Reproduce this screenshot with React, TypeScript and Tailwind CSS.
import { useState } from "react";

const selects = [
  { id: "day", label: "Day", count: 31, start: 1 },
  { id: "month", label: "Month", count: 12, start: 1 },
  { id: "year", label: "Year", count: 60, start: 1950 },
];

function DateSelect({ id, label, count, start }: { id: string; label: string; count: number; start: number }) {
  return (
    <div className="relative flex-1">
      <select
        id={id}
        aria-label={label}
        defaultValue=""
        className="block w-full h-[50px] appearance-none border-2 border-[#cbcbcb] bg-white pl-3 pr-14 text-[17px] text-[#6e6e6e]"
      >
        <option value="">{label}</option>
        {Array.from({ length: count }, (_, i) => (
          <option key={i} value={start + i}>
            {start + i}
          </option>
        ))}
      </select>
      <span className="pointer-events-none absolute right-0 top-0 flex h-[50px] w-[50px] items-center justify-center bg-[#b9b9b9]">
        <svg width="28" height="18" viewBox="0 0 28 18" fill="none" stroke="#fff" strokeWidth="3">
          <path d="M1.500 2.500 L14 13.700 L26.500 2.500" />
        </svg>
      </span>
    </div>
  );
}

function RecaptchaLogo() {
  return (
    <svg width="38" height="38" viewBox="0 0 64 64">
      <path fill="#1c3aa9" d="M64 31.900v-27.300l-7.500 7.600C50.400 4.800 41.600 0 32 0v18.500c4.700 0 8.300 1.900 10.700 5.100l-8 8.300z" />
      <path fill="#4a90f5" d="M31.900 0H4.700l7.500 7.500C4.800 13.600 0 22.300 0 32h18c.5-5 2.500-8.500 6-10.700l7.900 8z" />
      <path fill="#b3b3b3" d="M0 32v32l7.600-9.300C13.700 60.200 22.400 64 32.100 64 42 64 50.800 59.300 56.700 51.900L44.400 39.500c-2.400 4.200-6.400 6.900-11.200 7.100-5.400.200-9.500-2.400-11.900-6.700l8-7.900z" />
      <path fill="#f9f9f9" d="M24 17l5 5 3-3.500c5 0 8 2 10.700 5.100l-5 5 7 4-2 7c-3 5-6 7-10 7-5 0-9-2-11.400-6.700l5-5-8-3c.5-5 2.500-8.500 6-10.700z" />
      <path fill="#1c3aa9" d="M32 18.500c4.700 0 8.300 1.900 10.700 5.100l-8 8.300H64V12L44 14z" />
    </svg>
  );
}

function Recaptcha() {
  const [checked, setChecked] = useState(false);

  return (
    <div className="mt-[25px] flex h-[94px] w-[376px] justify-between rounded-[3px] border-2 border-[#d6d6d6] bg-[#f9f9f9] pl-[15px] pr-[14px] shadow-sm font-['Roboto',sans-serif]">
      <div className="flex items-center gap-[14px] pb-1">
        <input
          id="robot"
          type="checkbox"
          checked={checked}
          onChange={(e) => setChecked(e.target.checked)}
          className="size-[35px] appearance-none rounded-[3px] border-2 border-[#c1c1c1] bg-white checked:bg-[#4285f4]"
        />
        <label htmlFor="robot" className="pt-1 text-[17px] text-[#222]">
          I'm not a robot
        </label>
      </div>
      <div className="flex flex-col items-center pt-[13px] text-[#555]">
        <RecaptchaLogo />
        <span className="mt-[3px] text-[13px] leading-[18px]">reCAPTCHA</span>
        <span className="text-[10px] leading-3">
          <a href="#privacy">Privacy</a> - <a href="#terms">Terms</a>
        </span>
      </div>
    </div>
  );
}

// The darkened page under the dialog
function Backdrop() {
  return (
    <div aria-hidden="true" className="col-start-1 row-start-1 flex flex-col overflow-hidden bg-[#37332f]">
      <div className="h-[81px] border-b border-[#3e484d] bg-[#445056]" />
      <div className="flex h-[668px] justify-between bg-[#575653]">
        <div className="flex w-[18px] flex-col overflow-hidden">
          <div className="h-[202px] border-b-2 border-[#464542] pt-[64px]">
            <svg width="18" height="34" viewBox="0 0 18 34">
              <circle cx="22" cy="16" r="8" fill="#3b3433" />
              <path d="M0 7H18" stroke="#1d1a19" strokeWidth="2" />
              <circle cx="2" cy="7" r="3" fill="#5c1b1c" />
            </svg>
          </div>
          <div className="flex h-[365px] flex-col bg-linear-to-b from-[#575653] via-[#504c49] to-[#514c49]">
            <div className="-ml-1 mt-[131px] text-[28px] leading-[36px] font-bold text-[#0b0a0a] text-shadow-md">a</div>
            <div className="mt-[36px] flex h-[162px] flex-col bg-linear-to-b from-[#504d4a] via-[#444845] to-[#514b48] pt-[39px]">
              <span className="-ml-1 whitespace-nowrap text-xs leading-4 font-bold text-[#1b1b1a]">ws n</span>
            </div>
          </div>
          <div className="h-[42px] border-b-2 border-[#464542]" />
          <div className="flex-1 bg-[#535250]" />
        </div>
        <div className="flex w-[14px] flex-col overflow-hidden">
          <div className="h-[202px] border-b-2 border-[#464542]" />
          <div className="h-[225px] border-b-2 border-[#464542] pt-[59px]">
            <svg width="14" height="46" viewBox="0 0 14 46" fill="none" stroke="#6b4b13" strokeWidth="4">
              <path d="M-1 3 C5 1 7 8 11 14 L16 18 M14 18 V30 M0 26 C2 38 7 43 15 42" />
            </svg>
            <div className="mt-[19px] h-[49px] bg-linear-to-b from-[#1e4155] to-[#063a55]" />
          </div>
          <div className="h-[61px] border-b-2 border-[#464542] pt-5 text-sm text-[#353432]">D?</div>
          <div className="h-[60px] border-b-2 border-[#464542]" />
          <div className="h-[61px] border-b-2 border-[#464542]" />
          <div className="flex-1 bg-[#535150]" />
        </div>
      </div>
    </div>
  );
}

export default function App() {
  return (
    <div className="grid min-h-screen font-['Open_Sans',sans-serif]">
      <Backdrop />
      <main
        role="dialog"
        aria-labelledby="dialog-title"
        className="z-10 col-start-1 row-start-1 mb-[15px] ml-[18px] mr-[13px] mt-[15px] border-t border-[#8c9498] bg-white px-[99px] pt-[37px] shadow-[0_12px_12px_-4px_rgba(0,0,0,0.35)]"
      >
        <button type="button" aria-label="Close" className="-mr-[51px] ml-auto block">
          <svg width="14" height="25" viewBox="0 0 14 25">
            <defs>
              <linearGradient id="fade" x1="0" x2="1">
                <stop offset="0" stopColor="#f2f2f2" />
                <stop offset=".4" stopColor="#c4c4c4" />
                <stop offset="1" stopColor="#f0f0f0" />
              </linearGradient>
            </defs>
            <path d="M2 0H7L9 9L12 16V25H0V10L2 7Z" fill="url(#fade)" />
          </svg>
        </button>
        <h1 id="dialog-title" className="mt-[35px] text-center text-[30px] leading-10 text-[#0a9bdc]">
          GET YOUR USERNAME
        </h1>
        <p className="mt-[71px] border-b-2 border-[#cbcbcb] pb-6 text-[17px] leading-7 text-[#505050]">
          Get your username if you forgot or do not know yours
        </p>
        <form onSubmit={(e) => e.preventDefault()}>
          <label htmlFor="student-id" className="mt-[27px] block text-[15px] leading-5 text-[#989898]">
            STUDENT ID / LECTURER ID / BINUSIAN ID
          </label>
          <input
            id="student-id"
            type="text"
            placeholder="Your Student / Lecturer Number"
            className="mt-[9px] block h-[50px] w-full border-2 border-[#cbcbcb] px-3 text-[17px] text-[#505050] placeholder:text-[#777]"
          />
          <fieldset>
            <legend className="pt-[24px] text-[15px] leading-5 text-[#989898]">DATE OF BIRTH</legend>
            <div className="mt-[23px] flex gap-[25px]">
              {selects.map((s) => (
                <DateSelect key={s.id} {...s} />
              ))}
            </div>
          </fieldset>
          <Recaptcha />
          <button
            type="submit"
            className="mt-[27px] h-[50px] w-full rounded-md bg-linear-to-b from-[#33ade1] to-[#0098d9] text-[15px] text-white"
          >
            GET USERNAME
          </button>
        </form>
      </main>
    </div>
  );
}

What is expected – Return a word-for-word copy of the lines from the beginning of the listing to the line holding "const [checked, setChecked]", both kept.

Output –
Reproduce this screenshot with React, TypeScript and Tailwind CSS.
import { useState } from "react";

const selects = [
  { id: "day", label: "Day", count: 31, start: 1 },
  { id: "month", label: "Month", count: 12, start: 1 },
  { id: "year", label: "Year", count: 60, start: 1950 },
];

function DateSelect({ id, label, count, start }: { id: string; label: string; count: number; start: number }) {
  return (
    <div className="relative flex-1">
      <select
        id={id}
        aria-label={label}
        defaultValue=""
        className="block w-full h-[50px] appearance-none border-2 border-[#cbcbcb] bg-white pl-3 pr-14 text-[17px] text-[#6e6e6e]"
      >
        <option value="">{label}</option>
        {Array.from({ length: count }, (_, i) => (
          <option key={i} value={start + i}>
            {start + i}
          </option>
        ))}
      </select>
      <span className="pointer-events-none absolute right-0 top-0 flex h-[50px] w-[50px] items-center justify-center bg-[#b9b9b9]">
        <svg width="28" height="18" viewBox="0 0 28 18" fill="none" stroke="#fff" strokeWidth="3">
          <path d="M1.500 2.500 L14 13.700 L26.500 2.500" />
        </svg>
      </span>
    </div>
  );
}

function RecaptchaLogo() {
  return (
    <svg width="38" height="38" viewBox="0 0 64 64">
      <path fill="#1c3aa9" d="M64 31.900v-27.300l-7.500 7.600C50.400 4.800 41.600 0 32 0v18.500c4.700 0 8.300 1.900 10.700 5.100l-8 8.300z" />
      <path fill="#4a90f5" d="M31.900 0H4.700l7.500 7.500C4.800 13.600 0 22.300 0 32h18c.5-5 2.500-8.500 6-10.700l7.900 8z" />
      <path fill="#b3b3b3" d="M0 32v32l7.600-9.300C13.700 60.200 22.400 64 32.100 64 42 64 50.800 59.300 56.700 51.900L44.400 39.500c-2.400 4.200-6.400 6.900-11.200 7.100-5.400.200-9.500-2.400-11.900-6.700l8-7.900z" />
      <path fill="#f9f9f9" d="M24 17l5 5 3-3.500c5 0 8 2 10.700 5.100l-5 5 7 4-2 7c-3 5-6 7-10 7-5 0-9-2-11.400-6.700l5-5-8-3c.5-5 2.500-8.500 6-10.700z" />
      <path fill="#1c3aa9" d="M32 18.500c4.700 0 8.300 1.900 10.700 5.100l-8 8.300H64V12L44 14z" />
    </svg>
  );
}

function Recaptcha() {
  const [checked, setChecked] = useState(false);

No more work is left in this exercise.